Focus on youth
Bored with his job and depressed by the poverty and unemployment he saw around him in Kimberley’s Galeshewe township in the Northern Cape, 25 year-old Edward Boitumelo Matlwane needed a new start.
“Every day, I did the same thing. I could not take it anymore. I felt old,” he said.
So Matlwane quit a job he had held for over four years. He wasn’t sure what exactly he wanted to do, but he had always had a passion to become an entrepreneur.
He spent a year doing research, and realised along the way that he knew nothing about entrepreneurship. He had reached a stalemate.
To his dismay, it became clear that the people he approached for help were also clueless about entrepreneurship. There was no-one to mentor him.
Right there, Matiwane had a light-bulb moment. He saw the opportunity of starting an entrepreneurship hub, to create a culture of entrepreneurship in his community.
Along with five friends who shared his vision, Matlwane registered a non-profit organisation – and the Diamond Creative Vision Hub was born.
Building leadership
Today, the organisation is staffed by academics, students and professionals from diverse fields but with a common passion for youth entrepreneurship.
The aim is to create a mindset of entrepreneurship and wealth creation among the youth by offering unique insights into the qualities that drive successful leaders.
The hub teaches a number of different courses. One is the Entrepreneur Development Programme, a simplified masters in business administration, or MBA.
They took MBA curriculum material donated by the University of the Free State and broke it down to its simplest form to create a training course for young people.

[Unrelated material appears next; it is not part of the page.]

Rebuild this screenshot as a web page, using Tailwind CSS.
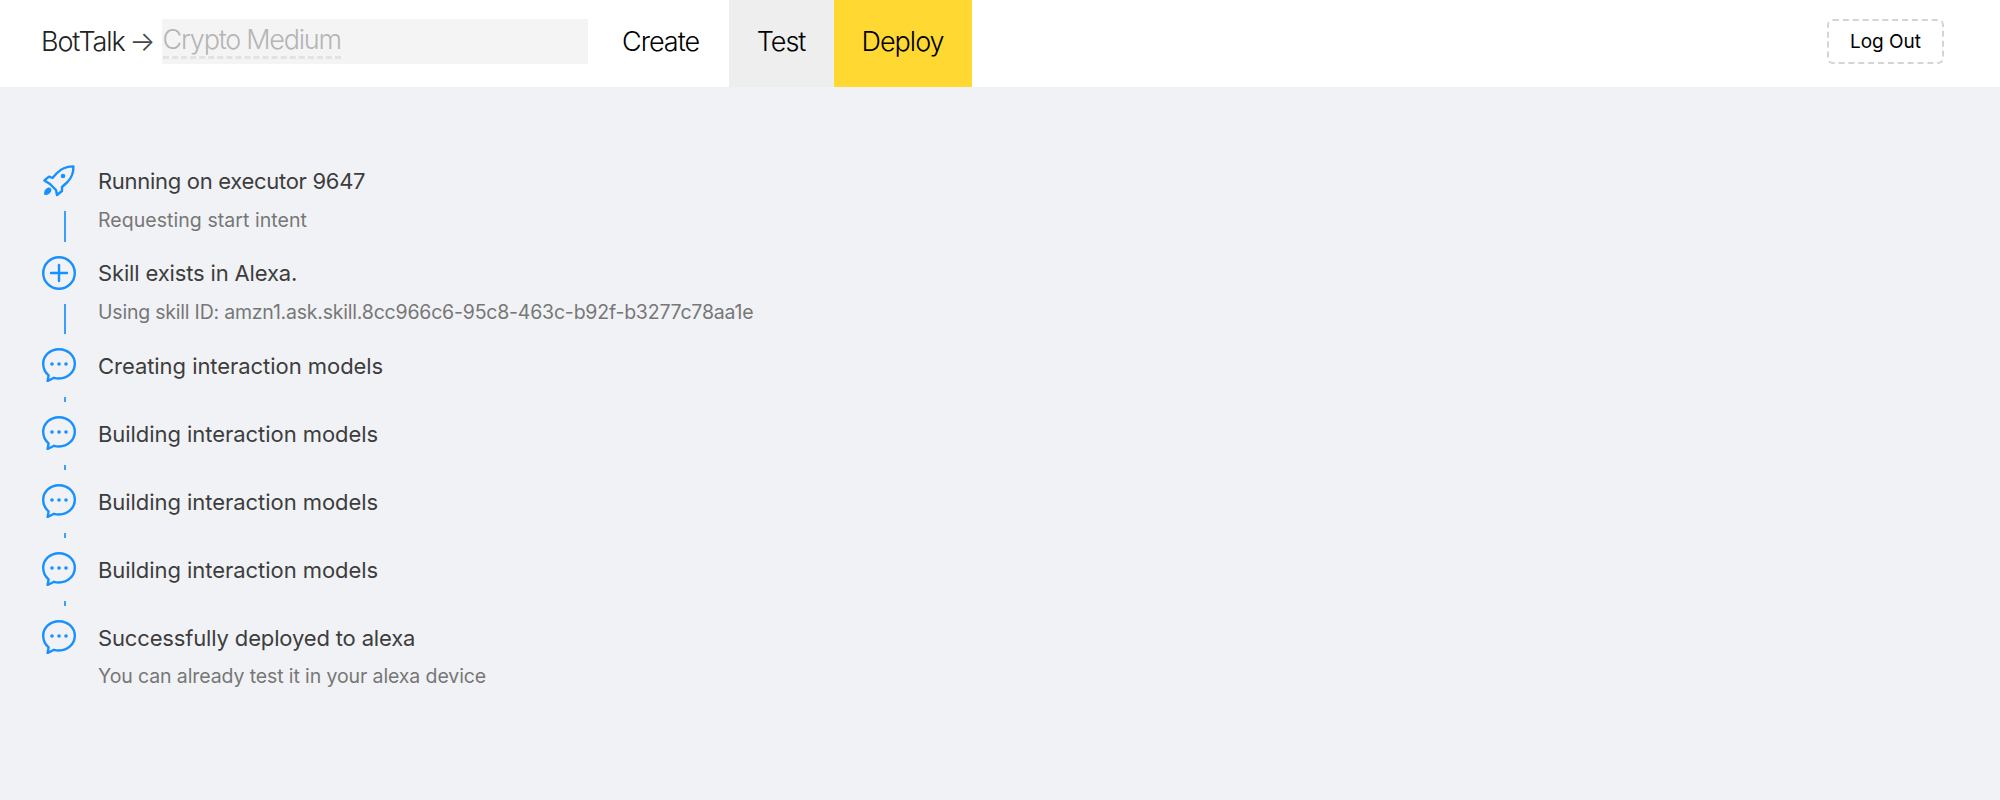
<!DOCTYPE html>
<html>
<head>
<meta charset="utf-8">
<script src="https://cdn.jsdelivr.net/npm/@tailwindcss/browser@4"></script>
</head>
<body class="bg-white font-['Inter',sans-serif]">
<div class="flex flex-col h-[800px]">
  <header class="h-[87px] bg-white flex items-center relative shrink-0">
    <div class="flex h-full items-center pl-[41px]">
      <span class="text-[27px] font-light tracking-[-1.1px] text-[#222] mb-[3px]">BotTalk</span>
      <span class="text-[27px] font-light text-[#444] ml-[5px] w-[32px] mb-[3px]">→</span>
      <div class="w-[426px] h-[45px] bg-[#f4f4f4] flex items-center pl-[1px] mb-[4px]">
        <span class="text-[27px] font-light tracking-[-1.25px] text-[#b5b5b5] border-b-[3px] border-dashed border-[#e2e2e2] leading-[32px]">Crypto Medium</span>
      </div>
    </div>
    <nav class="flex h-full">
      <a class="h-full w-[141px] flex items-center justify-center text-[27px] font-light tracking-[-1px] text-black pl-[5px] pb-[3px]">Create</a>
      <a class="h-full w-[105px] flex items-center justify-center text-[27px] font-light tracking-[-1px] text-black bg-[#eeeeee] pb-[3px]">Test</a>
      <a class="h-full w-[138px] flex items-center justify-center text-[27px] font-light tracking-[-1px] text-black bg-[#ffd832] pb-[3px]">Deploy</a>
    </nav>
    <div class="ml-auto pr-[56px] mb-[4px]">
      <button class="w-[117px] h-[45px] border-2 border-dashed border-[#d4d4d4] rounded-[6px] text-[19px] text-black flex items-center justify-center pt-[1px]">Log Out</button>
    </div>
  </header>
  <main class="flex-1 bg-[#f0f2f5] pt-[77px] pl-[42px]">
    <div class="flex">
      <div class="w-[56px] shrink-0 flex flex-col">
        <div class="h-[34px] flex items-center">
          <svg class="w-[34px] h-[34px]" viewBox="0 0 34 34" fill="none" stroke="#1890ff" stroke-width="2.4" stroke-linejoin="round">
            <path d="M31.4 2.4C25 2.2 19 4.6 14.5 9.5L10.5 14 7 12.6 2.4 16.4 8 20 14 26 15 31 20 27 20 23 25.5 18C29.6 13.8 31.6 9 31.4 2.4Z"/>
            <circle cx="21" cy="12" r="2.3" fill="#1890ff" stroke="none"/>
            <path d="M2.4 31C1.6 28 3 24.6 6.4 23.6 9 23.4 10 25.4 9 27.4 7.8 30 5.4 31 2.4 31Z" fill="#1890ff" stroke="none"/>
          </svg>
        </div>
        <div class="mt-[13px] h-[31px] mb-[14px] ml-[22px] w-[2px] bg-[#1890ff]/85"></div>
      </div>
      <div>
        <div class="h-[34px] leading-[34px] text-[22px] tracking-[-0.3px] text-[#3d3d3d]">Running on executor 9647</div>
        <div class="mt-[10px] leading-[24px] text-[19.5px] tracking-[0.05px] text-[#777]">Requesting start intent</div>
      </div>
    </div>
    <div class="flex">
      <div class="w-[56px] shrink-0 flex flex-col">
        <svg class="w-[34px] h-[34px]" viewBox="0 0 34 34" fill="none" stroke="#1890ff" stroke-width="2.4" stroke-linecap="round">
          <circle cx="17" cy="17" r="15.8"/>
          <path d="M9 17H25M17 9V25"/>
        </svg>
        <div class="mt-[14px] h-[30px] mb-[14px] ml-[22px] w-[2px] bg-[#1890ff]/85"></div>
      </div>
      <div>
        <div class="h-[34px] leading-[34px] text-[22px] tracking-[-0.15px] text-[#3d3d3d]">Skill exists in Alexa.</div>
        <div class="mt-[10px] leading-[24px] text-[19.5px] tracking-[-0.21px] text-[#777]">Using skill ID: amzn1.ask.skill.8cc966c6-95c8-463c-b92f-b3277c78aa1e</div>
      </div>
    </div>
    <div class="flex">
      <div class="w-[56px] shrink-0 flex flex-col">
        <svg class="w-[34px] h-[34px]" viewBox="0 0 34 34" fill="none">
          <path d="M17 1.2C8.2 1.2 1.2 7.6 1.2 15.8C1.2 20.6 3.4 24.6 6.6 27.4L5.6 33L12 29.8C13.6 30.3 15.3 30.5 17 30.5C25.8 30.5 32.8 24 32.8 15.8C32.8 7.6 25.8 1.2 17 1.2Z" stroke="#1890ff" stroke-width="2.4" stroke-linejoin="round"/>
          <circle cx="10" cy="16" r="1.8" fill="#1890ff"/><circle cx="17" cy="16" r="1.8" fill="#1890ff"/><circle cx="24" cy="16" r="1.8" fill="#1890ff"/>
        </svg>
        <div class="mt-[15px] h-[5px] mb-[14px] ml-[22px] w-[2px] bg-[#1890ff]/85"></div>
      </div>
      <div class="h-[34px] leading-[36px] text-[22px] tracking-[-0.05px] text-[#3d3d3d]">Creating interaction models</div>
    </div>
    <div class="flex">
      <div class="w-[56px] shrink-0 flex flex-col">
        <svg class="w-[34px] h-[34px]" viewBox="0 0 34 34" fill="none">
          <path d="M17 1.2C8.2 1.2 1.2 7.6 1.2 15.8C1.2 20.6 3.4 24.6 6.6 27.4L5.6 33L12 29.8C13.6 30.3 15.3 30.5 17 30.5C25.8 30.5 32.8 24 32.8 15.8C32.8 7.6 25.8 1.2 17 1.2Z" stroke="#1890ff" stroke-width="2.4" stroke-linejoin="round"/>
          <circle cx="10" cy="16" r="1.8" fill="#1890ff"/><circle cx="17" cy="16" r="1.8" fill="#1890ff"/><circle cx="24" cy="16" r="1.8" fill="#1890ff"/>
        </svg>
        <div class="mt-[15px] h-[5px] mb-[14px] ml-[22px] w-[2px] bg-[#1890ff]/85"></div>
      </div>
      <div class="h-[34px] leading-[36px] text-[22px] tracking-[-0.05px] text-[#3d3d3d]">Building interaction models</div>
    </div>
    <div class="flex">
      <div class="w-[56px] shrink-0 flex flex-col">
        <svg class="w-[34px] h-[34px]" viewBox="0 0 34 34" fill="none">
          <path d="M17 1.2C8.2 1.2 1.2 7.6 1.2 15.8C1.2 20.6 3.4 24.6 6.6 27.4L5.6 33L12 29.8C13.6 30.3 15.3 30.5 17 30.5C25.8 30.5 32.8 24 32.8 15.8C32.8 7.6 25.8 1.2 17 1.2Z" stroke="#1890ff" stroke-width="2.4" stroke-linejoin="round"/>
          <circle cx="10" cy="16" r="1.8" fill="#1890ff"/><circle cx="17" cy="16" r="1.8" fill="#1890ff"/><circle cx="24" cy="16" r="1.8" fill="#1890ff"/>
        </svg>
        <div class="mt-[15px] h-[5px] mb-[14px] ml-[22px] w-[2px] bg-[#1890ff]/85"></div>
      </div>
      <div class="h-[34px] leading-[36px] text-[22px] tracking-[-0.05px] text-[#3d3d3d]">Building interaction models</div>
    </div>
    <div class="flex">
      <div class="w-[56px] shrink-0 flex flex-col">
        <svg class="w-[34px] h-[34px]" viewBox="0 0 34 34" fill="none">
          <path d="M17 1.2C8.2 1.2 1.2 7.6 1.2 15.8C1.2 20.6 3.4 24.6 6.6 27.4L5.6 33L12 29.8C13.6 30.3 15.3 30.5 17 30.5C25.8 30.5 32.8 24 32.8 15.8C32.8 7.6 25.8 1.2 17 1.2Z" stroke="#1890ff" stroke-width="2.4" stroke-linejoin="round"/>
          <circle cx="10" cy="16" r="1.8" fill="#1890ff"/><circle cx="17" cy="16" r="1.8" fill="#1890ff"/><circle cx="24" cy="16" r="1.8" fill="#1890ff"/>
        </svg>
        <div class="mt-[15px] h-[5px] mb-[14px] ml-[22px] w-[2px] bg-[#1890ff]/85"></div>
      </div>
      <div class="h-[34px] leading-[36px] text-[22px] tracking-[-0.05px] text-[#3d3d3d]">Building interaction models</div>
    </div>
    <div class="flex">
      <div class="w-[56px] shrink-0 flex flex-col">
        <svg class="w-[34px] h-[34px]" viewBox="0 0 34 34" fill="none">
          <path d="M17 1.2C8.2 1.2 1.2 7.6 1.2 15.8C1.2 20.6 3.4 24.6 6.6 27.4L5.6 33L12 29.8C13.6 30.3 15.3 30.5 17 30.5C25.8 30.5 32.8 24 32.8 15.8C32.8 7.6 25.8 1.2 17 1.2Z" stroke="#1890ff" stroke-width="2.4" stroke-linejoin="round"/>
          <circle cx="10" cy="16" r="1.8" fill="#1890ff"/><circle cx="17" cy="16" r="1.8" fill="#1890ff"/><circle cx="24" cy="16" r="1.8" fill="#1890ff"/>
        </svg>
      </div>
      <div>
        <div class="h-[34px] leading-[36px] text-[22px] tracking-[-0.15px] text-[#3d3d3d]">Successfully deployed to alexa</div>
        <div class="mt-[10px] leading-[24px] text-[19.5px] tracking-[-0.11px] text-[#777]">You can already test it in your alexa device</div>
      </div>
    </div>
  </main>
</div>
</body>
</html>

Another is the Entrepreneurs in the Classroom course, which teaches business skills to learners from schools in the area.
Working with government
The Diamond Creative Vision Hub also advises local government. Matlwane and his partners are part of the Frances Baard district municipality’s small, medium and micro enterprise (SMME) development committee.
They also have partnership agreements with the National Youth Development Agency and the Small Enterprise Finance Agency.
Matlwane’s experience allows him to spot business opportunities in even the poorest communities.
Recently, he visited a small community of Schmidtsdrift, 80 kilometres west of Kimberley. He now has a five-year contract to provide entrepreneurship programmes there.
“Our job is to develop the rural community into a self-sustained community,” he said.
“We are going to do that by using their natural resources, the land, river and the fact that the place is rich with diamonds.”
Matlwane’s ultimate goal is to create wealth among black township youth, to break the chain of inter-generational poverty.